The Commission did recommend, however, a range of follow-up measures, including reparations to victims, genetic testing of alleged abusers and their  offspring, as well as  an overhaul of WHO hiring practices and sexual exploitation and abuse (SEA) training, as well as of the ways in which the internal justice system responds to alleged victims with claims.

Speculation about high-level WHO cover-up has revolved mostly around the WHO Emergencies Official, Michael Yao, who was reported by the Associated Press to have received a series of confidential emails naming some of the alleged abusers, including Dr Boubacar Diallo – but did not take action against the alleged perpetrators. 

Diallo described by colleagues as having connections to WHO’s senior leadership, reportedly denied the wrong-doing. In one WHO photo, Tedros, Yao and Diallo are pictured smiling together during one of Tedros’ trips to Congo during the Ebola outbreak.   

Neither man was mentioned by name at Tuesday’s media briefing.  But the panel’s written report does refer to the “case of M. Boubacar Diallo, stating that “Dr Tedros Ghebreyesus, during his interview with the investigators, acknowledged that he had instructed Mr David Webb, who had come to inform him in January 2021 of incidents involving Mr Diallo, to defer any internal investigation until the publication of the conclusions of the Independent Commission and to transmit to the latter all the information at his disposal. This version of events is consistent with that given by Mr David Webb to the review team.”

The report leaves open the question of whether the investigation is continuing now.

June 16, 2019, Dr Boubacar Diallo, WHO Director-General, Dr Tedros Adhanom Ghebreyesus and WHO Emergency Response Team leader, Dr Michel Yao, pose for cameras during a visit to DRC by the WHO Director General.

Sweeping Reforms Needed – And Survivor Support  

At Tuesday’s presser, Tedros pledged an overhaul of the current policies – saying that the investigation would lead to sweeping reforms in the process of staff recruitment and sensitization around sexual abuse issues.

Along with terminating the contracts of four alleged perpetrators still employed by the organization, WHO is pursuing investigations of still unidentified perpetrators, and would refer allegations of rape to national authorities in DRC or elsewhere, he added.

It’s a “sickening betrayal of the people we served… a dark day for WHO,” Tedros said. “But we want the perpetrators to know that there will be severe consequences for their actions. We will hold all leaders accountable for any suspected incident.“

“We will undertake wholesale reform of policies and processes to address sexual exploitation and abuse,” Tedros added. “But we must go further to identify and address any shortcomings in our culture or leadership that failed to adequately protect the people we serve.”

Gaya Gamhewage, WHO director of Prevention and Response to Sexual Exploitation and Abuse

Gaya Gamhewage, WHO’s Director of Prevention and Response to SEA, said that the organization also would seek funds to help rehabilitate vulnerable women and the children born to them, as a result of the abuse.  

We need funds on the ground for victim & survivor support,”  Gamhewage said, noting that as of now:  “There is no provision in the UN system for financial reparations to the SEA victims.

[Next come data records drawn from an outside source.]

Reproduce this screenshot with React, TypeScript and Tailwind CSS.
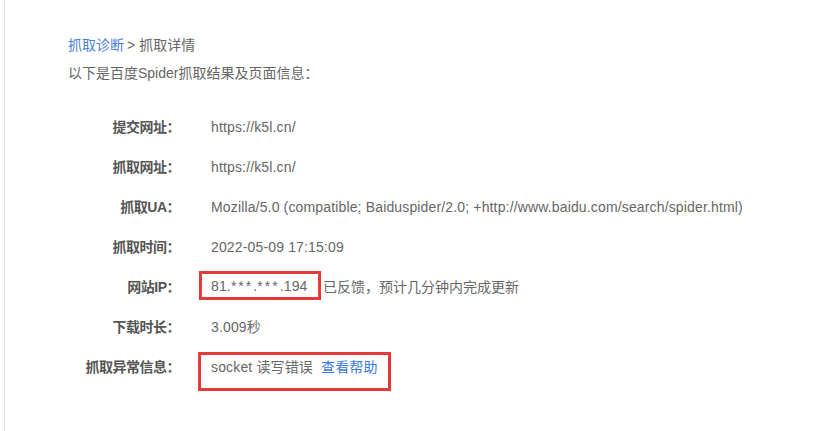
import React from 'react';

const font = { fontFamily: '"Liberation Sans", "Noto Sans CJK SC", sans-serif' };

interface Row {
    label: string;
    value: React.ReactNode;
}

const rows: Row[] = [
    { label: '提交网址：', value: 'https://k5l.cn/' },
    { label: '抓取网址：', value: 'https://k5l.cn/' },
    {
        label: '抓取UA：',
        value: 'Mozilla/5.0 (compatible; Baiduspider/2.0; +http://www.baidu.com/search/spider.html)',
    },
    { label: '抓取时间：', value: '2022-05-09 17:15:09' },
    {
        label: '网站IP：',
        value: (
            <>
                <span className="inline-flex items-center h-[29px] w-[122px] -ml-[12px] mb-[3px] pl-[9px] border-[3px] border-[#e53a3a]">
                    81.<span className="tracking-[2px]">***</span>.<span className="tracking-[2px]">***</span>.194
                </span>
                <span className="ml-[2px] tracking-normal">已反馈，预计几分钟内完成更新</span>
            </>
        ),
    },
    { label: '下载时长：', value: '3.009秒' },
    {
        label: '抓取异常信息：',
        value: (
            <span className="self-start mt-[5px] inline-flex items-start h-[39px] w-[193px] -ml-[13px] pt-[2px] pl-[10px] border-[3px] border-[#e53a3a]">
                <span>socket 读写错误</span>
                <a className="ml-[8px] text-[#3b7be0]" href="#">查看帮助</a>
            </span>
        ),
    },
];

export default function App() {
    return (
        <div className="w-[839px] h-[431px] bg-white overflow-hidden" style={font}>
            <div className="ml-[4px] h-full border-l border-[#e6e6e6] pl-[63px] pt-[31px] text-[14px] leading-[28px] text-[#666]">
                <div>
                    <a className="text-[#4a7fd6]" href="#">抓取诊断</a>
                    <span className="ml-[3px]">&gt;</span>
                    <span className="ml-[4px]">抓取详情</span>
                </div>
                <div>以下是百度Spider抓取结果及页面信息：</div>

                <div className="mt-[20px] leading-[20px]">
                    {rows.map((row) => (
                        <div key={row.label} className="flex items-center h-[40px]">
                            <div className="w-[112px] shrink-0 text-right font-bold text-[#555] tracking-[-0.5px]">{row.label}</div>
                            <div className="ml-[31px] flex items-center h-full whitespace-nowrap tracking-[0.15px]">{row.value}</div>
                        </div>
                    ))}
                </div>
            </div>
        </div>
    );
}
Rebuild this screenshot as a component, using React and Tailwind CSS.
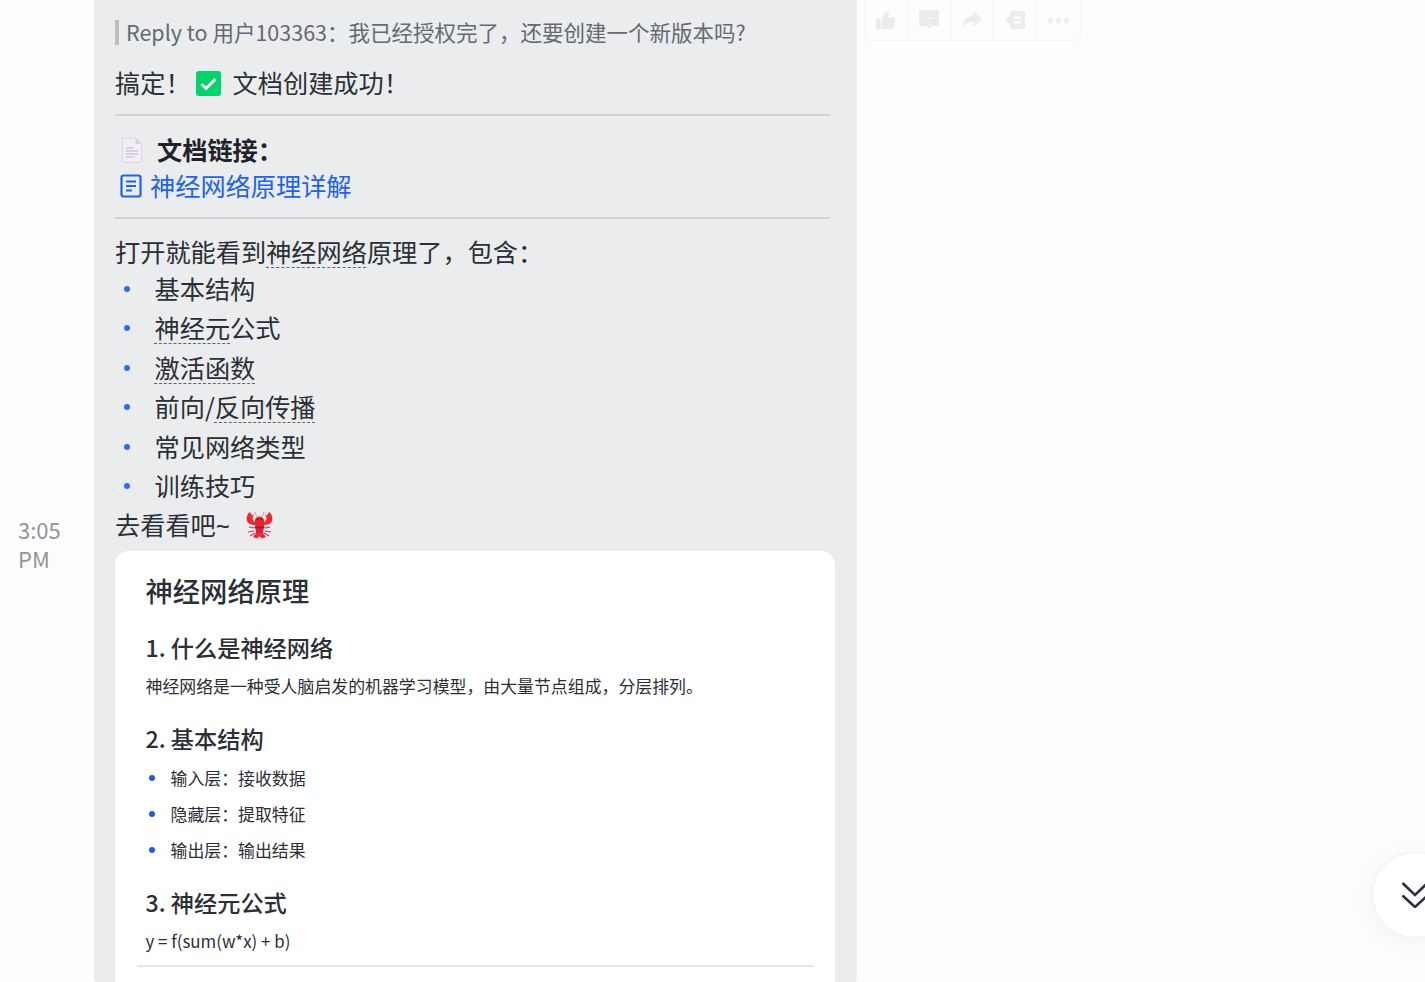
const font = { fontFamily: '"Noto Sans CJK SC", "Noto Sans", sans-serif' };

function Dashed({ children }) {
  return (
    <span className="underline decoration-[#5f656d] decoration-dashed decoration-1 underline-offset-[5px] [text-decoration-skip-ink:none]">
      {children}
    </span>
  );
}

function CheckIcon() {
  return (
    <svg width="25" height="25" viewBox="0 0 25 25" className="block shrink-0">
      <rect width="25" height="25" rx="3" fill="#00d46a" />
      <path d="M5.500 13l4.500 4.500L19.500 8" fill="none" stroke="#fff" strokeWidth="3" />
    </svg>
  );
}

function PageIcon() {
  return (
    <svg width="22" height="26" viewBox="0 0 22 26" className="block shrink-0">
      <path d="M1.500 1h13l6 6v17.500a.8.8 0 0 1-.8.8H2.300a.8.8 0 0 1-.8-.8z" fill="#f3edf6" stroke="#ddd6e2" />
      <path d="M14.500 1v6h6z" fill="#d9d2de" />
      <path d="M5 11h8M5 14h12M5 17h12M5 20h9" stroke="#c0b4c8" strokeWidth="1.200" />
    </svg>
  );
}

function LinkDocIcon() {
  return (
    <svg width="22" height="24" viewBox="0 0 22 24" fill="none" stroke="#1d63f0" className="block shrink-0">
      <path d="M3.500 1.500h15a2 2 0 0 1 2 2v17a2 2 0 0 1-2 2h-15a2 2 0 0 1-2-2v-17a2 2 0 0 1 2-2z" strokeWidth="2.200" />
      <path d="M6 7.500h10M6 12h10M6 16.500h6" strokeWidth="2.200" />
    </svg>
  );
}

function Lobster() {
  return (
    <svg width="27" height="27" viewBox="0 0 27 27" className="block shrink-0">
      <path d="M8 16l-5-1M8 19l-6 1M9 21l-5 3M19 16l5-1M19 19l6 1M18 21l5 3" stroke="#d6336c" strokeWidth="1.200" fill="none" />
      <path d="M9 0C9 1 10 3 11 5M18 0c0 1-1 3-2 5" stroke="#e8707a" strokeWidth="0.800" fill="none" />
      <path d="M4 0C1 2 0 6 1 9c1 3 5 4 8 4l1-2C8 10 6.500 8.500 6.500 6L8 2 6 3.500z" fill="#f0282d" />
      <path d="M23 0c3 2 4 6 3 9-1 3-5 4-8 4l-1-2c2-1 3.500-2.500 3.500-5L19 2l2 1.500z" fill="#f0282d" />
      <ellipse cx="13.500" cy="10.500" rx="5" ry="6" fill="#e8232a" />
      <circle cx="11.500" cy="7" r="0.800" fill="#3a1015" />
      <circle cx="15.500" cy="7" r="0.800" fill="#3a1015" />
      <path d="M9 14h9l-1 7h-7z" fill="#e0203c" />
      <path d="M8.500 15.500h10" stroke="#9c1630" strokeWidth="1.600" />
      <path d="M10 21h7l3 4-3.500 1.500-3-2-3 2L7 25z" fill="#ef2b3a" />
    </svg>
  );
}

function BubbleItem({ children }) {
  return (
    <li className="flex h-[39.500px] items-center">
      <span className="ml-[9px] mr-[25px] h-[6px] w-[6px] rounded-full bg-[#2f6bf0]" />
      <span className="ml-[-0.500px]">{children}</span>
    </li>
  );
}

function CardItem({ children }) {
  return (
    <li className="flex h-[36px] items-center">
      <span className="ml-[3px] mr-[16px] h-[6px] w-[6px] rounded-full bg-[#1d5be0]" />
      <span>{children}</span>
    </li>
  );
}

function ActionBar() {
  const cell = 'flex h-full w-[43px] items-center justify-center border-r border-[#f5f5f5] last:border-r-0';
  return (
    <div className="ml-[7px] flex h-[41px] self-start rounded-b-[6px] border border-t-0 border-[#f5f5f5]">
      <div className={cell}>
        <svg width="20" height="20" viewBox="0 0 20 20" fill="#ececec">
          <rect x="0" y="8" width="5" height="11" rx="1" />
          <path d="M6 8l4-7c2 0 3 1 3 3l-1 3h6c1 0 2 1 1.500 2.500L18 18c-.3.800-1 1-2 1H6z" />
        </svg>
      </div>
      <div className={cell}>
        <svg width="20" height="20" viewBox="0 0 20 20">
          <path d="M1 0h18a1 1 0 0 1 1 1v14a1 1 0 0 1-1 1h-6l-3 3-3-3H1a1 1 0 0 1-1-1V1a1 1 0 0 1 1-1z" fill="#ececec" />
          <path d="M6 8h1.500M9.300 8h1.500M12.500 8H14" stroke="#fdfdfd" strokeWidth="2" />
        </svg>
      </div>
      <div className={cell}>
        <svg width="20" height="18" viewBox="0 0 20 18" fill="#ececec">
          <path d="M11 0l9 8-9 8v-5C6 11 3 13 0 17c0-7 4-12 11-12z" />
        </svg>
      </div>
      <div className={cell}>
        <svg width="20" height="18" viewBox="0 0 20 18">
          <path d="M6 0h13a1 1 0 0 1 1 1v16a1 1 0 0 1-1 1H6l-1-4-5-5 5-5z" fill="#ececec" />
          <path d="M9 6.500h7M9 11.500h7" stroke="#fdfdfd" strokeWidth="2" />
        </svg>
      </div>
      <div className={cell}>
        <span className="flex gap-[3px]">
          <span className="h-[5px] w-[5px] rounded-full bg-[#ececec]" />
          <span className="h-[5px] w-[5px] rounded-full bg-[#ececec]" />
          <span className="h-[5px] w-[5px] rounded-full bg-[#ececec]" />
        </span>
      </div>
    </div>
  );
}

export default function App() {
  return (
    <div className="relative flex h-[982px] w-[1425px] overflow-hidden bg-[#fdfdfd] text-[#2b2f36]" style={font}>
      {/* Time column */}
      <div className="flex w-[94px] shrink-0 flex-col pl-[18px] pt-[515px] text-[22px] leading-[29px] text-[#8f959e]">
        <span>3:05</span>
        <span>PM</span>
      </div>

      {/* Message bubble */}
      <div className="mt-[-10px] h-[1000px] w-[763px] shrink-0 rounded-[14px] bg-[#eaecee] pl-[21px] pr-[27px] pt-[25px] text-[25.200px]">
        <div className="flex h-[34px] items-center text-[21.500px] text-[#646a73]">
          <span className="mr-[7px] h-[25px] w-[4px] bg-[#bbbfc4]" />
          <span>Reply to 用户103363：我已经授权完了，还要创建一个新版本吗?</span>
        </div>

        <div className="mt-[16px] flex h-[36px] items-center">
          <span>搞定！</span>
          <span className="ml-[5px] mr-[12px]"><CheckIcon /></span>
          <span>文档创建成功！</span>
        </div>

        <div className="mt-[13px] h-[2px] bg-[#d0d3d6]" />

        <div className="mt-[16px] flex h-[36px] items-center font-bold text-[#1f2329]">
          <span className="ml-[6px] mr-[14px]"><PageIcon /></span>
          <span>文档链接：</span>
        </div>
        <div className="flex h-[36px] items-center text-[#1d63f0]">
          <span className="ml-[5px] mr-[8px]"><LinkDocIcon /></span>
          <span>神经网络原理详解</span>
        </div>

        <div className="mt-[13px] h-[2px] bg-[#d0d3d6]" />

        <p className="mt-[15px] flex h-[36px] items-center">
          <span>打开就能看到<Dashed>神经网络</Dashed>原理了，包含：</span>
        </p>

        <ul className="mt-[-1px]">
          <BubbleItem>基本结构</BubbleItem>
          <BubbleItem><Dashed>神经元</Dashed>公式</BubbleItem>
          <BubbleItem><Dashed>激活函数</Dashed></BubbleItem>
          <BubbleItem>前向/<Dashed>反向传播</Dashed></BubbleItem>
          <BubbleItem>常见网络类型</BubbleItem>
          <BubbleItem>训练技巧</BubbleItem>
        </ul>

        <div className="flex h-[38px] items-center">
          <span>去看看吧<span className="font-['Noto_Sans'] tracking-[3px]">~</span></span>
          <span className="ml-[13px] mt-[1px]"><Lobster /></span>
        </div>

        {/* Document preview card */}
        <div className="mt-[7px] h-[460px] w-[720px] rounded-[14px] bg-white pl-[30.500px] pr-[31px] pt-[20px] text-[#2b2f36]">
          <h1 className="flex h-[38px] items-center text-[27.300px] font-medium">神经网络原理</h1>

          <h2 className="mt-[22px] flex h-[32px] items-center text-[23.200px] font-medium">1. 什么是神经网络</h2>
          <p className="mt-[7px] flex h-[32px] items-center text-[16.900px]">神经网络是一种受人脑启发的机器学习模型，由大量节点组成，分层排列。</p>

          <h2 className="mt-[20px] flex h-[32px] items-center text-[23.200px] font-medium">2. 基本结构</h2>
          <ul className="mt-[6px] text-[16.900px]">
            <CardItem>输入层：接收数据</CardItem>
            <CardItem>隐藏层：提取特征</CardItem>
            <CardItem>输出层：输出结果</CardItem>
          </ul>

          <h2 className="mt-[18px] flex h-[32px] items-center text-[23.200px] font-medium">3. 神经元公式</h2>
          <p className="mt-[7px] flex h-[32px] items-center text-[16.900px]">y = f(sum(w*x) + b)</p>

          <div className="ml-[-9px] mr-[-10px] mt-[8px] h-[2px] bg-[#e4e5e7]" />
        </div>
      </div>

      <ActionBar />

      {/* Scroll to bottom */}
      <div className="absolute left-[1372px] top-[852px] flex h-[86px] w-[86px] items-center justify-center rounded-full border border-[#f0f0f0] bg-white shadow-[0_4px_24px_rgba(0,0,0,0.05)]">
        <svg width="28" height="26" viewBox="0 0 28 26" fill="none" stroke="#2b3340" strokeWidth="2.600">
          <path d="M1.500 1l12.500 12L26.500 1M1.500 13.500l12.500 11.500 12.500-11.500" />
        </svg>
      </div>
    </div>
  );
}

But that does not stop us from making sure funds are allocated for support & assistance as we move forward.”

Until now, that is support has been far from forthcoming, Coulibaly observed, saying: 

“In spite of poignant narratives of the SEA victims, most perpetrators denied the facts & even stated that the sexual relations were consensual. Everything contributed to increased vulnerability of the alleged victims – they did not benefit from aid and assistance.”